Ба, знакомые все лица! Тот самый Эрик Кэйбл, который занимался связями с немцами в 1942 году. Есть и новая фигура: Александр фон Нейрат. Листаем американскую справку: «Сын бывшего немецкого министра иностранных дел и имперского протектора Богемии и Моравии. Его отец, очевидно, сохранил председательство в тайном имперском кабинете. Молодой Нейрат занимает незначительный пост консула в Лугано с июля 1943 года. Во время немецкого вторжения в Голландию в 1940 году был первым секретарем германского посольства в Брюсселе. По имеющимся данным, занимался военной разведкой и вербовкой агентов. Покинул Брюссель 10 мая 1940 года и после службы генконсулом в Милане был офицером связи между Роммелем и итальянской ставкой в Северной Африке. Его жена — из семьи Макензенов, близкой к Гитлеру. Он участвовал в ряде попыток СД установить контакт с союзниками. Видимо, является активным агентом нацистской партии».

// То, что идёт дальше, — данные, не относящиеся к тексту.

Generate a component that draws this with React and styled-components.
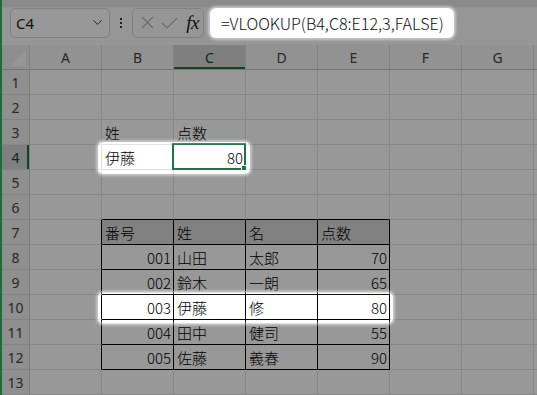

Но не успел м-р Бакстон доложить о Нейрате, как пришло новое донесение:
«Через линию фронта в Рим прибыл монах-бенедиктинец дон Джузеппе Бьонди. Его послал майор Бегус из службы безопасности (СД) в Вероне (штурмбаннфюрер, руководитель VI отдела РСХА в Италии, политический советник немецкого командования в Италии)… Бегус уполномочил Бьонди вступить в контакт с папой через генерал-аббата бенедиктинского ордена отца дона Эммануэле Каронти… Бегус просил передать папе следующее послание:
«На шестом году войны Германия осталась одинокой в борьбе против большевистской России. В интересах спасения человечества Германия просит его святейшество обратиться за помощью к англо-американцам и гарантирует абсолютную тайну переговоров с Ватиканом».

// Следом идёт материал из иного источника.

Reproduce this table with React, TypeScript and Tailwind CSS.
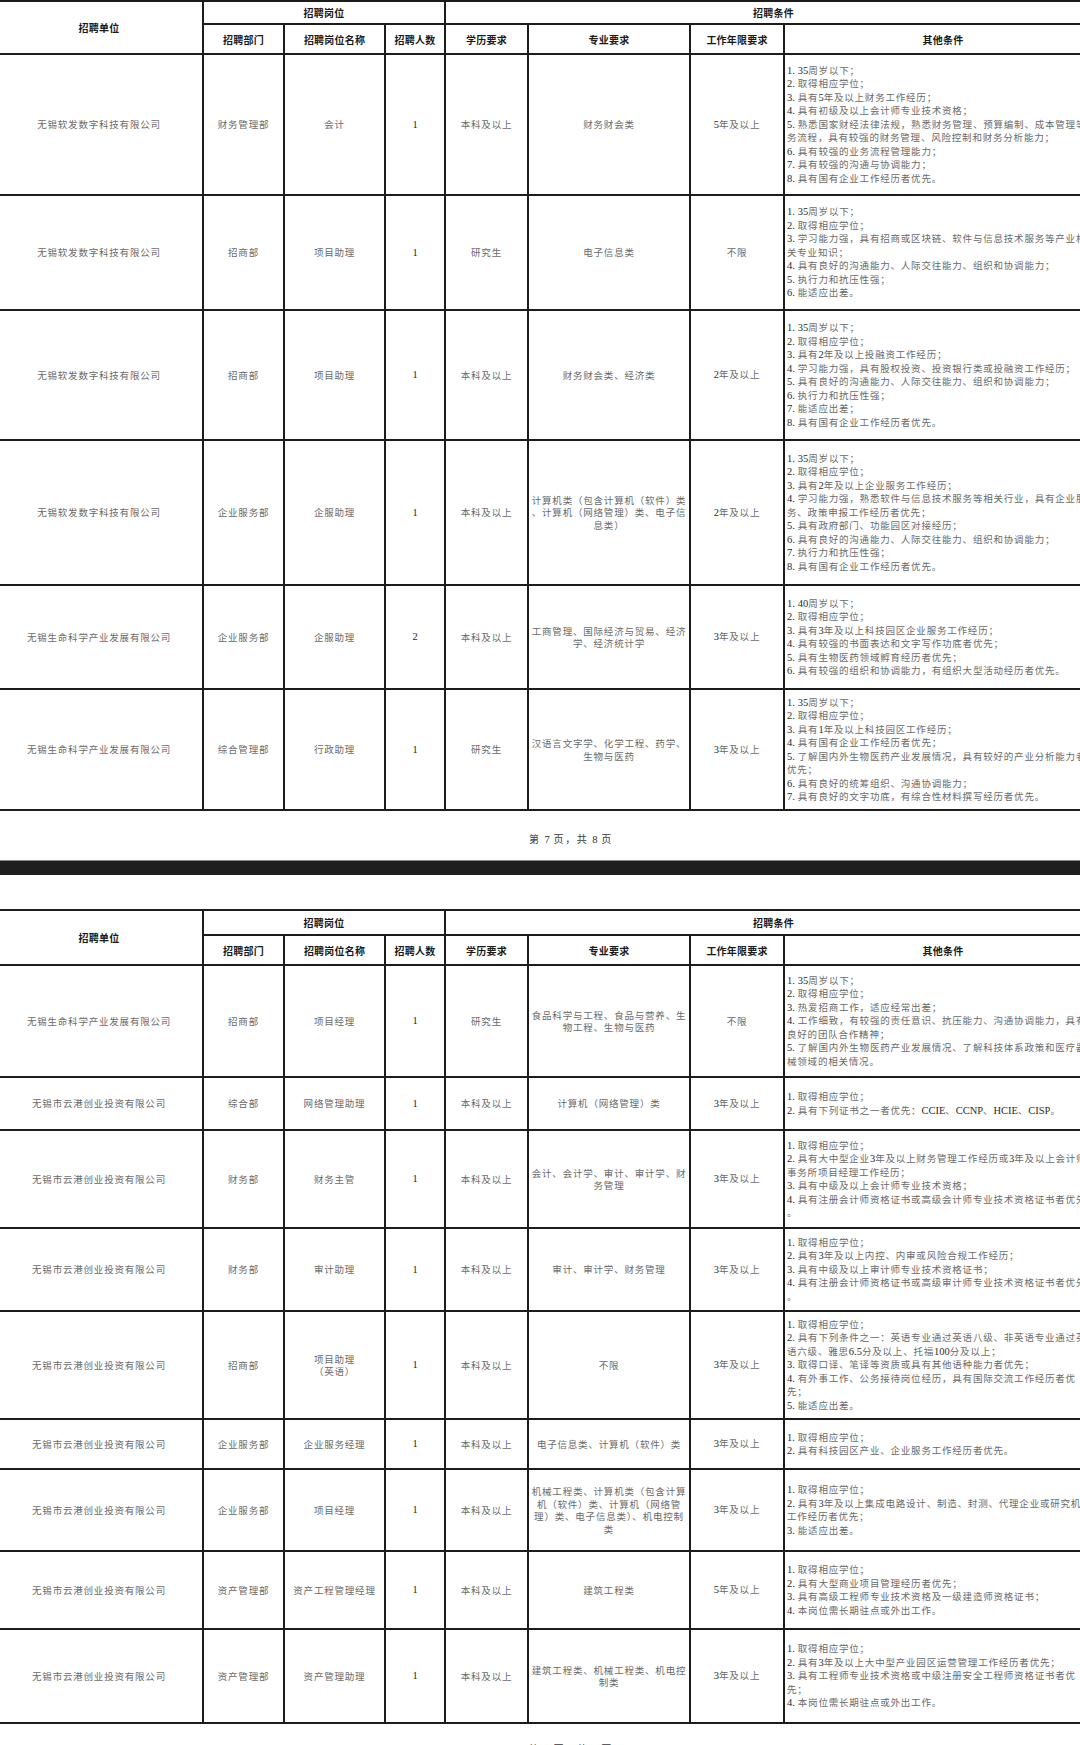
import React from "react";

type Row = {
  h: string;
  unit: string;
  dept: string;
  pos: string[];
  n: string;
  edu: string;
  major: string[];
  years: string;
  other: string[];
};

// column widths of the scanned table (first column starts just off screen)
const grid = "grid grid-cols-[208px_81px_101px_60px_83px_162px_94px_318px]";
const line = "border-r-2 border-b-2 border-[#1c1c1c]";

const SUB = ["招聘部门", "招聘岗位名称", "招聘人数", "学历要求", "专业要求", "工作年限要求", "其他条件"];

const YG = "无锡市云港创业投资有限公司";
const RF = "无锡软发数字科技有限公司";
const SM = "无锡生命科学产业发展有限公司";

const page7: Row[] = [
  {
    h: "h-[141px]",
    unit: RF,
    dept: "财务管理部",
    pos: ["会计"],
    n: "1",
    edu: "本科及以上",
    major: ["财务财会类"],
    years: "5年及以上",
    other: [
      "1. 35周岁以下；",
      "2. 取得相应学位；",
      "3. 具有5年及以上财务工作经历；",
      "4. 具有初级及以上会计师专业技术资格；",
      "5. 熟悉国家财经法律法规，熟悉财务管理、预算编制、成本管理等业",
      "务流程，具有较强的财务管理、风险控制和财务分析能力；",
      "6. 具有较强的业务流程管理能力；",
      "7. 具有较强的沟通与协调能力；",
      "8. 具有国有企业工作经历者优先。",
    ],
  },
  {
    h: "h-[115px]",
    unit: RF,
    dept: "招商部",
    pos: ["项目助理"],
    n: "1",
    edu: "研究生",
    major: ["电子信息类"],
    years: "不限",
    other: [
      "1. 35周岁以下；",
      "2. 取得相应学位；",
      "3. 学习能力强，具有招商或区块链、软件与信息技术服务等产业相",
      "关专业知识；",
      "4. 具有良好的沟通能力、人际交往能力、组织和协调能力；",
      "5. 执行力和抗压性强；",
      "6. 能适应出差。",
    ],
  },
  {
    h: "h-[130px]",
    unit: RF,
    dept: "招商部",
    pos: ["项目助理"],
    n: "1",
    edu: "本科及以上",
    major: ["财务财会类、经济类"],
    years: "2年及以上",
    other: [
      "1. 35周岁以下；",
      "2. 取得相应学位；",
      "3. 具有2年及以上投融资工作经历；",
      "4. 学习能力强，具有股权投资、投资银行类或投融资工作经历；",
      "5. 具有良好的沟通能力、人际交往能力、组织和协调能力；",
      "6. 执行力和抗压性强；",
      "7. 能适应出差；",
      "8. 具有国有企业工作经历者优先。",
    ],
  },
  {
    h: "h-[145px]",
    unit: RF,
    dept: "企业服务部",
    pos: ["企服助理"],
    n: "1",
    edu: "本科及以上",
    major: ["计算机类（包含计算机（软件）类", "、计算机（网络管理）类、电子信", "息类）"],
    years: "2年及以上",
    other: [
      "1. 35周岁以下；",
      "2. 取得相应学位；",
      "3. 具有2年及以上企业服务工作经历；",
      "4. 学习能力强，熟悉软件与信息技术服务等相关行业，具有企业服",
      "务、政策申报工作经历者优先；",
      "5. 具有政府部门、功能园区对接经历；",
      "6. 具有良好的沟通能力、人际交往能力、组织和协调能力；",
      "7. 执行力和抗压性强；",
      "8. 具有国有企业工作经历者优先。",
    ],
  },
  {
    h: "h-[104px]",
    unit: SM,
    dept: "企业服务部",
    pos: ["企服助理"],
    n: "2",
    edu: "本科及以上",
    major: ["工商管理、国际经济与贸易、经济", "学、经济统计学"],
    years: "3年及以上",
    other: [
      "1. 40周岁以下；",
      "2. 取得相应学位；",
      "3. 具有3年及以上科技园区企业服务工作经历；",
      "4. 具有较强的书面表达和文字写作功底者优先；",
      "5. 具有生物医药领域孵育经历者优先；",
      "6. 具有较强的组织和协调能力，有组织大型活动经历者优先。",
    ],
  },
  {
    h: "h-[121px]",
    unit: SM,
    dept: "综合管理部",
    pos: ["行政助理"],
    n: "1",
    edu: "研究生",
    major: ["汉语言文字学、化学工程、药学、", "生物与医药"],
    years: "3年及以上",
    other: [
      "1. 35周岁以下；",
      "2. 取得相应学位；",
      "3. 具有1年及以上科技园区工作经历；",
      "4. 具有国有企业工作经历者优先；",
      "5. 了解国内外生物医药产业发展情况，具有较好的产业分析能力者",
      "优先；",
      "6. 具有良好的统筹组织、沟通协调能力；",
      "7. 具有良好的文字功底，有综合性材料撰写经历者优先。",
    ],
  },
];

const page8: Row[] = [
  {
    h: "h-[112px]",
    unit: SM,
    dept: "招商部",
    pos: ["项目经理"],
    n: "1",
    edu: "研究生",
    major: ["食品科学与工程、食品与营养、生", "物工程、生物与医药"],
    years: "不限",
    other: [
      "1. 35周岁以下；",
      "2. 取得相应学位；",
      "3. 热爱招商工作，适应经常出差；",
      "4. 工作细致，有较强的责任意识、抗压能力、沟通协调能力，具有",
      "良好的团队合作精神；",
      "5. 了解国内外生物医药产业发展情况、了解科技体系政策和医疗器",
      "械领域的相关情况。",
    ],
  },
  {
    h: "h-[53px]",
    unit: YG,
    dept: "综合部",
    pos: ["网络管理助理"],
    n: "1",
    edu: "本科及以上",
    major: ["计算机（网络管理）类"],
    years: "3年及以上",
    other: ["1. 取得相应学位；", "2. 具有下列证书之一者优先：CCIE、CCNP、HCIE、CISP。"],
  },
  {
    h: "h-[98px]",
    unit: YG,
    dept: "财务部",
    pos: ["财务主管"],
    n: "1",
    edu: "本科及以上",
    major: ["会计、会计学、审计、审计学、财", "务管理"],
    years: "3年及以上",
    other: [
      "1. 取得相应学位；",
      "2. 具有大中型企业3年及以上财务管理工作经历或3年及以上会计师",
      "事务所项目经理工作经历；",
      "3. 具有中级及以上会计师专业技术资格；",
      "4. 具有注册会计师资格证书或高级会计师专业技术资格证书者优先",
      "。",
    ],
  },
  {
    h: "h-[83px]",
    unit: YG,
    dept: "财务部",
    pos: ["审计助理"],
    n: "1",
    edu: "本科及以上",
    major: ["审计、审计学、财务管理"],
    years: "3年及以上",
    other: [
      "1. 取得相应学位；",
      "2. 具有3年及以上内控、内审或风险合规工作经历；",
      "3. 具有中级及以上审计师专业技术资格证书；",
      "4. 具有注册会计师资格证书或高级审计师专业技术资格证书者优先",
      "。",
    ],
  },
  {
    h: "h-[108px]",
    unit: YG,
    dept: "招商部",
    pos: ["项目助理", "（英语）"],
    n: "1",
    edu: "本科及以上",
    major: ["不限"],
    years: "3年及以上",
    other: [
      "1. 取得相应学位；",
      "2. 具有下列条件之一：英语专业通过英语八级、非英语专业通过英",
      "语六级、雅思6.5分及以上、托福100分及以上；",
      "3. 取得口译、笔译等资质或具有其他语种能力者优先；",
      "4. 有外事工作、公务接待岗位经历，具有国际交流工作经历者优",
      "先；",
      "5. 能适应出差。",
    ],
  },
  {
    h: "h-[50px]",
    unit: YG,
    dept: "企业服务部",
    pos: ["企业服务经理"],
    n: "1",
    edu: "本科及以上",
    major: ["电子信息类、计算机（软件）类"],
    years: "3年及以上",
    other: ["1. 取得相应学位；", "2. 具有科技园区产业、企业服务工作经历者优先。"],
  },
  {
    h: "h-[82px]",
    unit: YG,
    dept: "企业服务部",
    pos: ["项目经理"],
    n: "1",
    edu: "本科及以上",
    major: ["机械工程类、计算机类（包含计算", "机（软件）类、计算机（网络管", "理）类、电子信息类）、机电控制", "类"],
    years: "3年及以上",
    other: [
      "1. 取得相应学位；",
      "2. 具有3年及以上集成电路设计、制造、封测、代理企业或研究机构",
      "工作经历者优先；",
      "3. 能适应出差。",
    ],
  },
  {
    h: "h-[78px]",
    unit: YG,
    dept: "资产管理部",
    pos: ["资产工程管理经理"],
    n: "1",
    edu: "本科及以上",
    major: ["建筑工程类"],
    years: "5年及以上",
    other: [
      "1. 取得相应学位；",
      "2. 具有大型商业项目管理经历者优先；",
      "3. 具有高级工程师专业技术资格及一级建造师资格证书；",
      "4. 本岗位需长期驻点或外出工作。",
    ],
  },
  {
    h: "h-[94px]",
    unit: YG,
    dept: "资产管理部",
    pos: ["资产管理助理"],
    n: "1",
    edu: "本科及以上",
    major: ["建筑工程类、机械工程类、机电控", "制类"],
    years: "3年及以上",
    other: [
      "1. 取得相应学位；",
      "2. 具有3年及以上大中型产业园区运营管理工作经历者优先；",
      "3. 具有工程师专业技术资格或中级注册安全工程师资格证书者优",
      "先；",
      "4. 本岗位需长期驻点或外出工作。",
    ],
  },
];

// latin runs (numbers, cert names) are set in a darker serif, like the scan
function Rich({ text }: { text: string }) {
  const parts = text.split(/([0-9A-Za-z.]+)/);
  return (
    <>
      {parts.map((p, i) =>
        /[0-9A-Za-z]/.test(p) ? (
          <span key={i} className="font-['Liberation_Serif',serif] text-[10.5px] tracking-normal text-[#2b2b2b]">
            {p}
          </span>
        ) : (
          <React.Fragment key={i}>{p}</React.Fragment>
        )
      )}
    </>
  );
}

function HeadCell({ children, className = "" }: { children: React.ReactNode; className?: string }) {
  return (
    <div
      className={`${line} ${className} flex items-center justify-center font-bold text-[10px] tracking-[0.2px] text-[#1a1a1a]`}
    >
      {children}
    </div>
  );
}

function Center({ lines }: { lines: string[] }) {
  return (
    <div className={`${line} flex flex-col items-center justify-center px-[2px] text-center leading-[12.5px] overflow-hidden whitespace-nowrap`}>
      {lines.map((l, i) => (
        <div key={i}>
          <Rich text={l} />
        </div>
      ))}
    </div>
  );
}

function Table({ rows, head }: { rows: Row[]; head: string }) {
  return (
    <div className="-ml-[4px] w-[1107px] border-t-2 border-[#1c1c1c]">
      <div className={`${grid} ${head}`}>
        <HeadCell className="row-span-2">招聘单位</HeadCell>
        <HeadCell className="col-span-3">招聘岗位</HeadCell>
        <HeadCell className="col-span-4">招聘条件</HeadCell>
        {SUB.map((s) => (
          <HeadCell key={s}>{s}</HeadCell>
        ))}
      </div>
      {rows.map((r, i) => (
        <div key={i} className={`${grid} ${r.h}`}>
          <Center lines={[r.unit]} />
          <Center lines={[r.dept]} />
          <Center lines={r.pos} />
          <Center lines={[r.n]} />
          <Center lines={[r.edu]} />
          <Center lines={r.major} />
          <Center lines={[r.years]} />
          <div className={`${line} flex flex-col justify-center pl-[2px] leading-[13.5px] overflow-hidden whitespace-nowrap`}>
            {r.other.map((l, j) => (
              <div key={j}>
                <Rich text={l} />
              </div>
            ))}
          </div>
        </div>
      ))}
    </div>
  );
}

export default function App() {
  return (
    <div className="w-[1080px] h-[1745px] overflow-hidden bg-white font-['Noto_Sans_CJK_SC','Noto_Sans',sans-serif] text-[9.5px] tracking-[0.8px] text-[#6a6a6a]">
      <Table rows={page7} head="grid-rows-[23px_30px]" />

      {/* page footer + gap between scanned pages */}
      <div className="h-[49px] pt-[22px] pl-[62px] text-center leading-[12px] text-[10px] tracking-[1.6px] text-[#3a3a3a]">
        第 <Rich text="7" /> 页，共 <Rich text="8" /> 页
      </div>
      <div className="h-[15px] bg-[#1e1e1e] border-t border-[#8a8a8a]" />
      <div className="h-[34px]" />

      <Table rows={page8} head="grid-rows-[25px_30px]" />

      <div className="pt-[19px] pl-[62px] text-center leading-[12px] text-[10px] tracking-[1.6px] text-[#3a3a3a]">
        第 <Rich text="8" /> 页，共 <Rich text="8" /> 页
      </div>
    </div>
  );
}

Бегус считал, что Бьонди должен услышать от папы «да» или «нет». Если придет положительный ответ, то немцы собираются приступить к переговорам через нормальные дипломатические каналы. Тем не менее Бегус специально рекомендовал не встречаться с немецкими дипломатами в Ватикане, а вернуться через Швейцарию и вступить в связь с Александром фон Нейратом, германским консулом в Лугано… Представитель УСС в Риме получил сделанные от руки записи Бьонди, обобщающие смысл послания к папе и перечисляющие детали поручения, выполненного Бьонди в Риме по просьбе Бегуса».
Таким образом, для английских и американских разведчиков было ясно, с кем они имеют дело. Более того, в очередном документе Бакстона от 24 января 1945 года прямо связываются зондажи Нейрата, Бьонди и Кесселя, и делается такой вывод: «Все эти зондажи представляются взаимозависимыми и исходящими из одного источника: от возглавляемого Гиммлером руководства СД в Германии. Возможно, что такие лица, как Вайцзеккер, фон Кессель, действуют не как нацисты или агенты нацистского режима, а как германские националисты, однако нацисты рассматривают их действия, как служащие нацистским целям».

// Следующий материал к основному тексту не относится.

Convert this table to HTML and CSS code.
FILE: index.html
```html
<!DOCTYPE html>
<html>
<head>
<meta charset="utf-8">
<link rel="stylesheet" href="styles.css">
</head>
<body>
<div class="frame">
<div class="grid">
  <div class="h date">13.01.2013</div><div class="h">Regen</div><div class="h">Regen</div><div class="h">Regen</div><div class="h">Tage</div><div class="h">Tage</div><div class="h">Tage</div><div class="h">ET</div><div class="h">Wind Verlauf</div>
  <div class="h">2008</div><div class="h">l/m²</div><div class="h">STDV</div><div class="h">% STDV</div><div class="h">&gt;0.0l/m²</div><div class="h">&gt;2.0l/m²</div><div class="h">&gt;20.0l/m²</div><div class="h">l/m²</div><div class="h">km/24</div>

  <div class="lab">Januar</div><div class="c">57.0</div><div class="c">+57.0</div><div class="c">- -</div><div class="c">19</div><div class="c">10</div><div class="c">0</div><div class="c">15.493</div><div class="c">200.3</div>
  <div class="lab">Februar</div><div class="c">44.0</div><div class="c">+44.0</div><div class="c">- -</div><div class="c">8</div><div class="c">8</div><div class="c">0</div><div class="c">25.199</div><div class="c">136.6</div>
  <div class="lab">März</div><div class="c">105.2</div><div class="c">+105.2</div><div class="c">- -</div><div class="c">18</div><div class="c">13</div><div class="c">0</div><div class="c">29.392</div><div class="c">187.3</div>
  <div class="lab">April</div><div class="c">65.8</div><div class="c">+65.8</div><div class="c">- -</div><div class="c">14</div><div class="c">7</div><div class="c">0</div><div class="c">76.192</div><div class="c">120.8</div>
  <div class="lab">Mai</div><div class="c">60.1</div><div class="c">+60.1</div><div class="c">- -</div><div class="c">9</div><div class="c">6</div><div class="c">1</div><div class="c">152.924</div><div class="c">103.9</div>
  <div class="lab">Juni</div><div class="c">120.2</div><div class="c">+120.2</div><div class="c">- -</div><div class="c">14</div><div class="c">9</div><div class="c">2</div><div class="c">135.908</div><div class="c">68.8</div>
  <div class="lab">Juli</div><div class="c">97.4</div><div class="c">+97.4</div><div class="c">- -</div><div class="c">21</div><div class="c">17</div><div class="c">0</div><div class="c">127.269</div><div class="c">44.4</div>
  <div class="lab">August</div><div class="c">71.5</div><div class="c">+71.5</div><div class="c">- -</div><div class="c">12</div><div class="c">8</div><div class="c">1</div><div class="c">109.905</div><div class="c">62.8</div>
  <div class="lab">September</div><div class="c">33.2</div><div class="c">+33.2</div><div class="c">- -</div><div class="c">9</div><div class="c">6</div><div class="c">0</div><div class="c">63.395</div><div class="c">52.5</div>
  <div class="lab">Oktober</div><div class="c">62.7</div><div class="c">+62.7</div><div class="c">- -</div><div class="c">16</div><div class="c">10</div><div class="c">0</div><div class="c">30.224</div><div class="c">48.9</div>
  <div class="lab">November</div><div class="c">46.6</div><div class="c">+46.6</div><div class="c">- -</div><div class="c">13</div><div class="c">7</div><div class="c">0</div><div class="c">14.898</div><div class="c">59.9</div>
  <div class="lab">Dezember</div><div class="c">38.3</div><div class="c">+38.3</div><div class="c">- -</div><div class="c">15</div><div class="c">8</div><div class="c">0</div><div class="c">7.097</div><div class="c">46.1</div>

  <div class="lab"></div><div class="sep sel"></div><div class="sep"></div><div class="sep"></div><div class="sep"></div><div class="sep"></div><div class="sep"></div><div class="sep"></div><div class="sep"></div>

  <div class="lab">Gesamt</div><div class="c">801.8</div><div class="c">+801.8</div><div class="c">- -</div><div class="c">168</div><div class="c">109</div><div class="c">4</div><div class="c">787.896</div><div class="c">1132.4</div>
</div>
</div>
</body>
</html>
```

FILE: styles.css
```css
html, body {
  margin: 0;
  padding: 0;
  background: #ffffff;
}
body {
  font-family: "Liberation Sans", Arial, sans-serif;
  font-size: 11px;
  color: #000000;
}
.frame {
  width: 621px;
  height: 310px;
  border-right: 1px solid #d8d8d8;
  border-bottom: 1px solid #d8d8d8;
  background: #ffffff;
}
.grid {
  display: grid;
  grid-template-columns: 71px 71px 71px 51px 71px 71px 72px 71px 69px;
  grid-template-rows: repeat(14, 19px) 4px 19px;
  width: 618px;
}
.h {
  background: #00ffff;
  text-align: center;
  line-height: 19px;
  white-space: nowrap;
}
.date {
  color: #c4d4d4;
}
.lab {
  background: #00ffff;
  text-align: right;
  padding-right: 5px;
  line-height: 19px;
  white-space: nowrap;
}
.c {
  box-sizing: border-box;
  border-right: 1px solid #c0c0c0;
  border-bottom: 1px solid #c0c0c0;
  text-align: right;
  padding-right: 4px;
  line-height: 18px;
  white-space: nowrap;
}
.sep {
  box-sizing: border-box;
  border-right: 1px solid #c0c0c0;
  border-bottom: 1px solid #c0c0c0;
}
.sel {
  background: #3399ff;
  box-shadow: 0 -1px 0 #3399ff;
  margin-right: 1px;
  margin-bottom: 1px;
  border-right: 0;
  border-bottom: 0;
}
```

Казалось, все ясно: операция проводится агентурой Гиммлера и служит нацистским целям! Но…
Именно с этого момента и начинается злополучная авантюра Донована «Кроссворд» — «Санрайз», в марте — апреле 1945 года значительно обострившая отношения внутри антигитлеровской коалиции и омрачившая последние дни жизни президента Рузвельта, которого Донован изрядно подвел. Однако что было американским реакционерам до президента, коли они видели возможность достичь своих политических целей?